At least some socialists have been concerned about this for some time. Several years ago, a Rural, Suburban, and Small City DSA caucus formed to advocate for priorities that benefited smaller chapters at the 2019 DSA National Convention in Atlanta. To my knowledge, that caucus has since dissolved — but the sentiments behind it have not, because DSA has many rural chapters. Ongoing advocacy has resulted in promising developments for smaller and rural chapters. Dues-sharing, wherein chapters receive a cut of the dues payments their members make, has facilitated fairer resourcing for DSA’s urban and rural chapters alike. Recently, the DSA National Political Committee passed a resolution to increase dues shares to chapters significantly through DSA’s 2027 fiscal year, a promising move to create even more equity across less resourced chapters.
For Metro DC DSA, a strong first step for farmworker organizing would be to get the lay of the land by reaching out to organizations such as the National Sustainable Agriculture Coalition, Virginia Farmworker Advocacy Network, Farmworker Justice, and the legendary United Farm Workers union. These organizations may be well-positioned to consult us on how and where to connect with local farmworkers, in addition to understanding the extent of unionization in local agriculture. From there, DSA members could connect directly with farmworkers in the DMV, learn about their issues and concerns, and solicit ways or potential campaigns for advancing their causes.

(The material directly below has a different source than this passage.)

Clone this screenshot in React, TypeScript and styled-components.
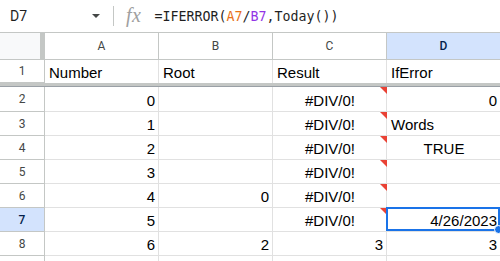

We can also build stronger urban-rural relationships within DSA. Several years ago, I organized a Regional Solidarity Conference in Northern California to build connections between urban and rural chapters. At the time, I was active in DSA’s East Bay chapter, and Fresno DSA was kind enough to host the conference. The concept was simple: each chapter gave a presentation on its activities, strengths, challenges, and help needed. We were treated to a tour of Fresno, a city in the heart of California’s vast, heavily rural, and agricultural Central Valley — and a city that coastal California routinely dismisses. It was very rewarding to learn from our rural comrades, dance cumbia, and socialize with them. I’m proud to say that that effort led to the strengthening of ties among Central Valley chapters. This is just one example of what is possible when urban chapters intentionally set out to foster ties with their smaller, more rural counterparts.
The Democratic Socialists of America has matured and grown tremendously in the past seven years, through several fraught national leadership cohorts and dramatic political crises. Yet we have a long way to go to strengthen rural-urban solidarity on the one hand, and build an effective campaign for sustainable food systems on the other. Socialists should demand a climate-resilient, worker-controlled, planned, and decentralized food system that is not reliant on single points of failure. We should organize for a food system whose core principles are food sovereignty, carbon negativity, ecological regeneration, and food justice. Without food, the global working class would starve, and societies everywhere would collapse in short order.
We should no longer take food system workers and the complex ecosystems that allow food to happen for granted. Through farmworker organizing, forging urban-rural solidarity, and advocating for sustainable agriculture policy, we can help evolve the food system from one based on waging war against nature to a system based on food sovereignty, economic justice, climate resilience, and healing the “metabolic rift.” The socialist movement’s success depends on it.